I have kept at it in the small awkward way you keep at anything that starts giving you back something you had not been looking for. On a Wednesday morning between a screener and a story call I matched with an amateur beekeeper in Kraków who wanted to walk me through, hive by hive, why apple blossom honey and the honey from a stand of old oaks on the edge of her cousin’s farm tasted like two different foods. The following week I ended up in a long text exchange with an older watchmaker in Nairobi who had trained in the late nineteen sixties in a small workshop in Zürich and wanted to explain why the apprentice tradition of that particular decade produced a specific kind of hand that you could still recognize on a bench today, if you knew what to look for. Late one Sunday night, after I had filed the recap and closed the laptop and made a second pot of tea and could not sleep, a leather merchant in Marrakech talked me through why the tannery that had been in his family since eighteen eighty-nine has never once written down its softening recipe, and why he thought that was, in the long run, the more honest way. None of them had any idea I wrote TV recaps. Two of them told me things I have not been able to repeat to anybody, because I have no way of finding them again, which turned out to be a piece of the arrangement I could not have anticipated when Kate first mentioned it.
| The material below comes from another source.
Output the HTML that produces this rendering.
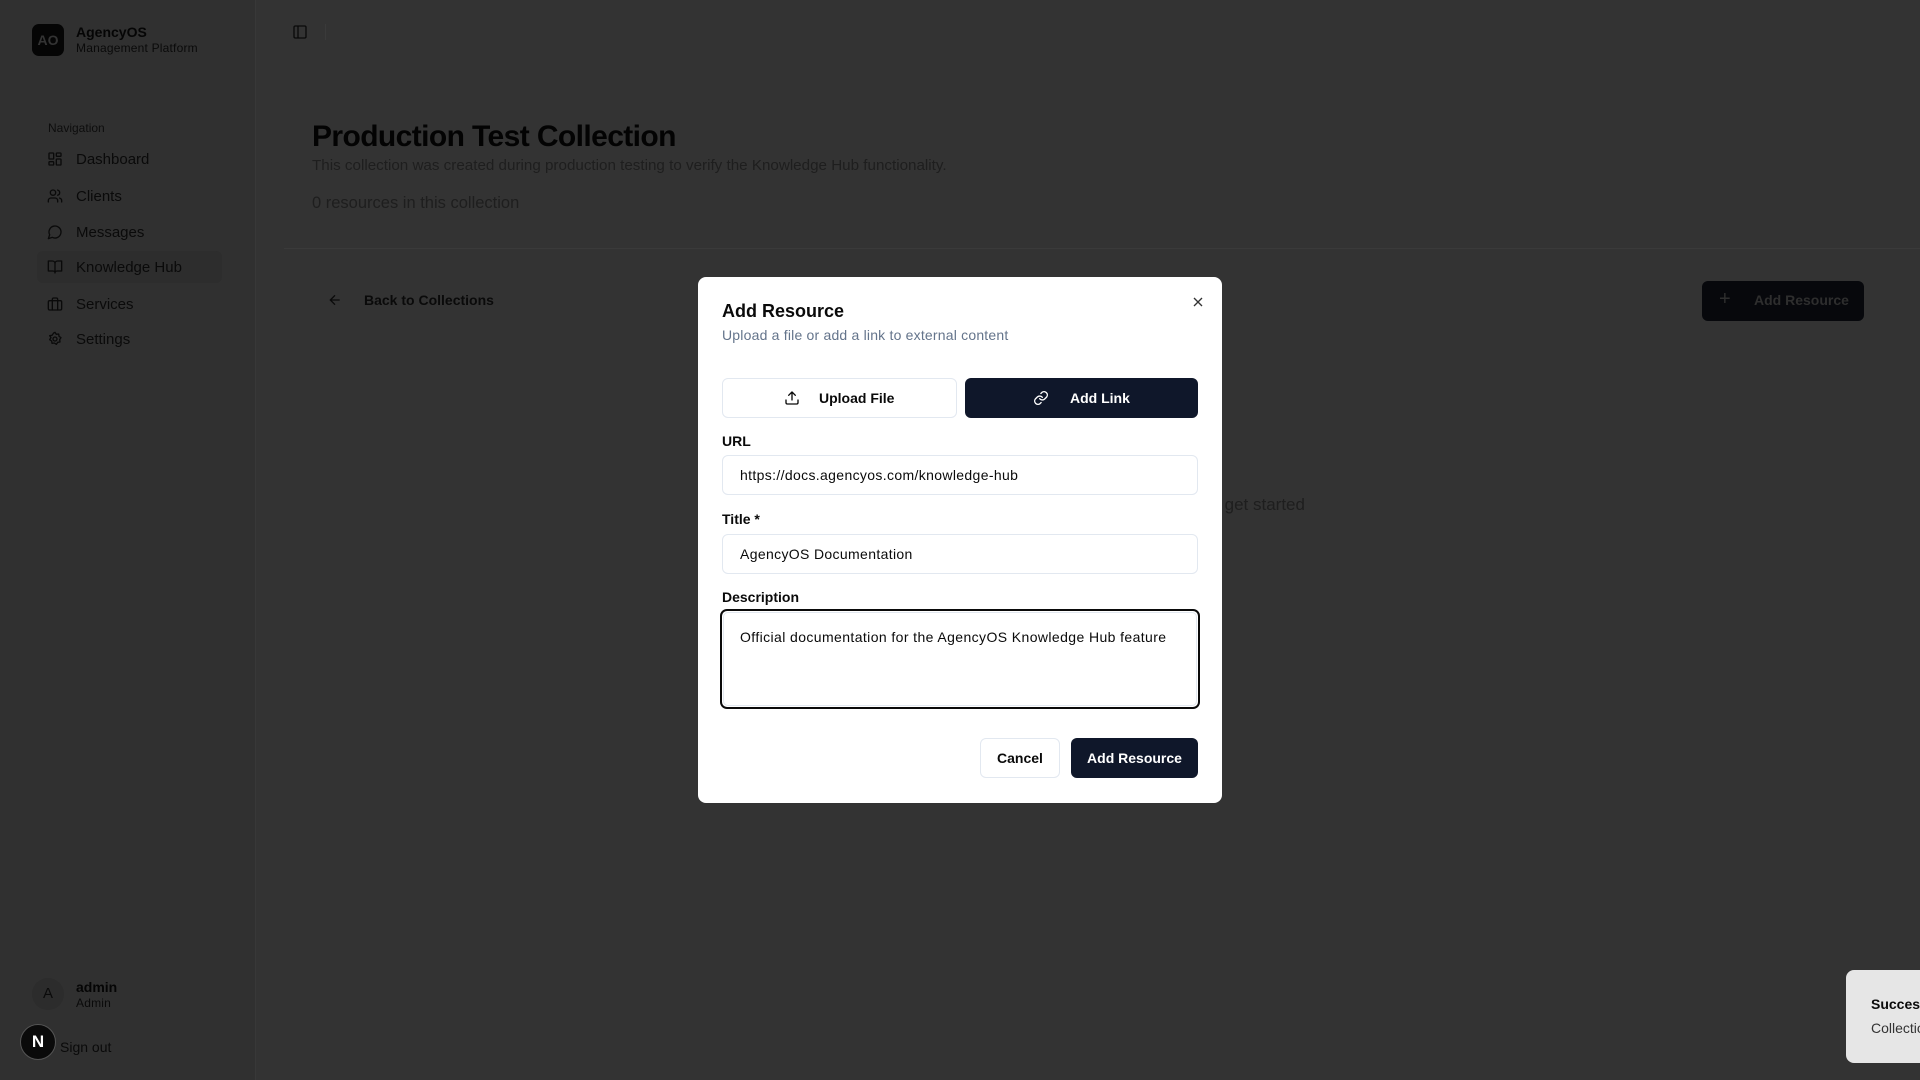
<!DOCTYPE html>
<html><head><meta charset="utf-8"><style>
*{box-sizing:border-box;margin:0;padding:0}
body{width:1920px;height:1080px;overflow:hidden;background:#333333;font-family:"Liberation Sans",sans-serif;position:relative;color:#0a0a0a}
.abs{position:absolute}
.side{left:0;top:0;width:256px;height:1080px;background:#303030;border-right:1px solid #383838}
.logo{left:32px;top:24px;width:32px;height:32px;border-radius:7px;background:#050505;color:#333;font-weight:bold;font-size:14px;display:flex;align-items:center;justify-content:center}
.t1{font-size:14px;font-weight:bold;color:#050505}
.t2{font-size:12px;color:#0a0a0a;letter-spacing:0.2px}
.nav{left:76px;font-size:15px;color:#0a0a0a}
.ic{left:47px;width:16px;height:16px}
.ic svg{width:16px;height:16px;fill:none;stroke:#0a0a0a;stroke-width:2;stroke-linecap:round;stroke-linejoin:round}
.main-t{left:312px;top:120px;font-size:30px;font-weight:bold;color:#030303;letter-spacing:-0.6px}
.modal{left:698px;top:277px;width:524px;height:526px;background:#fff;border-radius:8px}
.m{position:absolute}
.inp{left:24px;width:476px;height:40px;border:1px solid #e2e8f0;border-radius:6px;font-size:14px;padding-left:17px;line-height:38px;color:#0a0a0a;letter-spacing:0.35px}
.lbl{left:24px;font-size:14px;font-weight:bold;color:#0a0a0a}
</style></head><body>
<div class="abs side"></div>
<div class="abs logo">AO</div>
<div class="abs t1" style="left:76px;top:24px">AgencyOS</div>
<div class="abs t2" style="left:76px;top:41px">Management Platform</div>
<div class="abs" style="left:48px;top:121px;font-size:12px;color:#0d0d0d">Navigation</div>
<div class="abs" style="left:37px;top:251px;width:185px;height:32px;border-radius:6px;background:#2d2d2d"></div>
<div class="abs ic" style="top:151px"><svg viewBox="0 0 24 24"><rect x="3" y="3" width="7" height="9" rx="1"/><rect x="14" y="3" width="7" height="5" rx="1"/><rect x="14" y="12" width="7" height="9" rx="1"/><rect x="3" y="16" width="7" height="5" rx="1"/></svg></div>
<div class="abs nav" style="top:151px">Dashboard</div>
<div class="abs ic" style="top:188px"><svg viewBox="0 0 24 24"><path d="M16 21v-2a4 4 0 0 0-4-4H6a4 4 0 0 0-4 4v2"/><circle cx="9" cy="7" r="4"/><path d="M22 21v-2a4 4 0 0 0-3-3.87M16 3.13a4 4 0 0 1 0 7.75"/></svg></div>
<div class="abs nav" style="top:188px">Clients</div>
<div class="abs ic" style="top:224px"><svg viewBox="0 0 24 24"><path d="M7.9 20A9 9 0 1 0 4 16.1L2 22Z"/></svg></div>
<div class="abs nav" style="top:224px">Messages</div>
<div class="abs ic" style="top:259px"><svg viewBox="0 0 24 24"><path d="M2 3h6a4 4 0 0 1 4 4v14a3 3 0 0 0-3-3H2zM22 3h-6a4 4 0 0 0-4 4v14a3 3 0 0 1 3-3h7z"/></svg></div>
<div class="abs nav" style="top:259px">Knowledge Hub</div>
<div class="abs ic" style="top:296px"><svg viewBox="0 0 24 24"><rect x="2" y="7" width="20" height="14" rx="2"/><path d="M16 21V5a2 2 0 0 0-2-2h-4a2 2 0 0 0-2 2v16"/></svg></div>
<div class="abs nav" style="top:296px">Services</div>
<div class="abs ic" style="top:331px"><svg viewBox="0 0 24 24"><circle cx="12" cy="12" r="3"/><path d="M12 2l2 3 3.5-.5.5 3.5 3 2-2 3 .5 3.5-3.5.5-2 3-3-2-3.5.5-.5-3.5-3-2 2-3L4 7l3.5-.5L10 3z"/></svg></div>
<div class="abs nav" style="top:331px">Settings</div>
<div class="abs" style="left:32px;top:978px;width:32px;height:32px;border-radius:50%;background:#2c2c2c;font-size:15px;text-align:center;line-height:32px;color:#0a0a0a">A</div>
<div class="abs t1" style="left:76px;top:979px">admin</div>
<div class="abs t2" style="left:76px;top:996px">Admin</div>
<div class="abs" style="left:20px;top:1024px;width:36px;height:36px;border-radius:50%;background:#0a0a0a;border:1px solid #555;color:#fff;font-size:17px;font-weight:bold;text-align:center;line-height:34px">N</div>
<div class="abs" style="left:60px;top:1039px;font-size:14px;color:#0a0a0a">Sign out</div>
<div class="abs" style="left:292px;top:24px;width:16px;height:16px"><svg viewBox="0 0 24 24" width="16" height="16" fill="none" stroke="#0a0a0a" stroke-width="2"><rect x="3" y="3" width="18" height="18" rx="2"/><path d="M9 3v18"/></svg></div>
<div class="abs" style="left:325px;top:24px;width:1px;height:16px;background:#3a3a3a"></div>
<div class="abs main-t">Production Test Collection</div>
<div class="abs" style="left:312px;top:157px;font-size:15.2px;color:#1e1e1e">This collection was created during production testing to verify the Knowledge Hub functionality.</div>
<div class="abs" style="left:312px;top:194px;font-size:16.5px;color:#1e1e1e">0 resources in this collection</div>
<div class="abs" style="left:284px;top:248px;width:1636px;height:1px;background:#3a3a3a"></div>
<div class="abs" style="left:327px;top:292px;width:16px;height:16px"><svg viewBox="0 0 24 24" width="16" height="16" fill="none" stroke="#0a0a0a" stroke-width="2"><path d="M19 12H5M12 19l-7-7 7-7"/></svg></div>
<div class="abs" style="left:364px;top:292px;font-size:14px;font-weight:bold;color:#0a0a0a">Back to Collections</div>
<div class="abs" style="left:1702px;top:281px;width:162px;height:40px;border-radius:6px;background:#07080c"></div>
<div class="abs" style="left:1719px;top:288px;font-size:20px;color:#2e2e2e">+</div>
<div class="abs" style="left:1754px;top:292px;font-size:14px;font-weight:bold;color:#2e2e2e">Add Resource</div>
<div class="abs" style="left:1030px;top:495px;font-size:17px;color:#1e1e1e">Add your first resource to get started</div>
<div class="abs" style="left:1846px;top:970px;width:90px;height:93px;border-radius:8px;background:#e6e6e6"></div>
<div class="abs" style="left:1871px;top:996px;font-size:14px;font-weight:bold;color:#0a0a0a">Success</div>
<div class="abs" style="left:1871px;top:1020px;font-size:14px;color:#333">Collection</div>

<div class="abs modal">
<div class="m" style="left:24px;top:24px;font-size:18px;font-weight:bold;color:#0a0a0a">Add Resource</div>
<div class="m" style="left:24px;top:50px;font-size:14px;color:#64748b;letter-spacing:0.2px">Upload a file or add a link to external content</div>
<div class="m" style="left:492px;top:17px"><svg width="16" height="16" viewBox="0 0 24 24" fill="none" stroke="#333" stroke-width="2"><path d="M18 6L6 18M6 6l12 12"/></svg></div>
<div class="m" style="left:24px;top:101px;width:235px;height:40px;border:1px solid #e2e8f0;border-radius:6px"></div>
<div class="m" style="left:86px;top:113px"><svg width="16" height="16" viewBox="0 0 24 24" fill="none" stroke="#0a0a0a" stroke-width="2" stroke-linecap="round"><path d="M21 15v4a2 2 0 0 1-2 2H5a2 2 0 0 1-2-2v-4M17 8l-5-5-5 5M12 3v12"/></svg></div>
<div class="m" style="left:121px;top:113px;font-size:14px;font-weight:bold">Upload File</div>
<div class="m" style="left:267px;top:101px;width:233px;height:40px;background:#0f172a;border-radius:6px"></div>
<div class="m" style="left:335px;top:113px"><svg width="16" height="16" viewBox="0 0 24 24" fill="none" stroke="#fff" stroke-width="2" stroke-linecap="round"><path d="M10 13a5 5 0 0 0 7.5.5l3-3a5 5 0 0 0-7-7l-1.7 1.7M14 11a5 5 0 0 0-7.5-.5l-3 3a5 5 0 0 0 7 7l1.7-1.7"/></svg></div>
<div class="m" style="left:372px;top:113px;font-size:14px;font-weight:bold;color:#fff">Add Link</div>
<div class="m lbl" style="top:156px">URL</div>
<div class="m inp" style="top:178px">https://docs.agencyos.com/knowledge-hub</div>
<div class="m lbl" style="top:234px">Title *</div>
<div class="m inp" style="top:257px">AgencyOS Documentation</div>
<div class="m lbl" style="top:312px">Description</div>
<div class="m" style="left:22px;top:332px;width:480px;height:100px;border:2px solid #0a0a0a;border-radius:7px;padding:1px"><div style="width:100%;height:100%;border:1px solid #e2e8f0;border-radius:5px;font-size:14px;padding:16px 16px;color:#0a0a0a;letter-spacing:0.4px">Official documentation for the AgencyOS Knowledge Hub feature</div></div>
<div class="m" style="left:282px;top:461px;width:80px;height:40px;border:1px solid #e2e8f0;border-radius:6px;font-size:14px;font-weight:bold;text-align:center;line-height:38px">Cancel</div>
<div class="m" style="left:373px;top:461px;width:127px;height:40px;background:#0f172a;border-radius:6px;font-size:14px;font-weight:bold;color:#fff;text-align:center;line-height:40px">Add Resource</div>
</div>
</body></html>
Knotchat pairs you with one other person at a time, in a text conversation that closes when either of you decides it is done, and that plain shape is the whole reason it has been useful to me in a specific narrow way. I would not describe it, to a colleague at a writers’ group on Benefit Street or anywhere else, as a stand-in for the slow work of knowing the same people over years. What it has been, honestly, is a place to keep an ordinary conversational reflex from wasting further while I spend my working hours in the most highly structured version of the same thing. I use it maybe twice a week, in the evening, for about twenty minutes at a time, and most of the conversations are forgettable in a way I have come to appreciate, and the forgettable part is close to the whole point.

Relearning talk over coffee

Sam and I were at the same diner on College Hill about six months after the first brunch, at the same table by the same window, when he asked me again how the show was. I told him that there was a sequence in the fifth episode, set on a rainy platform at the last stop on a subway line I recognized from the location shoot, in which the actor playing the older brother changed his face twice in a way that made me pause my playback twice, and that I had been sitting with the way it landed for most of the week without quite knowing what to do with it. Sam asked me two follow-up questions, both of them the kind of questions somebody who has been listening asks. We talked about the show for close to forty minutes and about our week for another twenty. Near the end of the second coffee he said, without looking up from his hash browns, that I had told him whether I liked it this time. I said I had noticed. He laughed, and asked the waitress if we were still allowed to order the second coffee refill this late in the morning, and we sat there until it was almost lunch.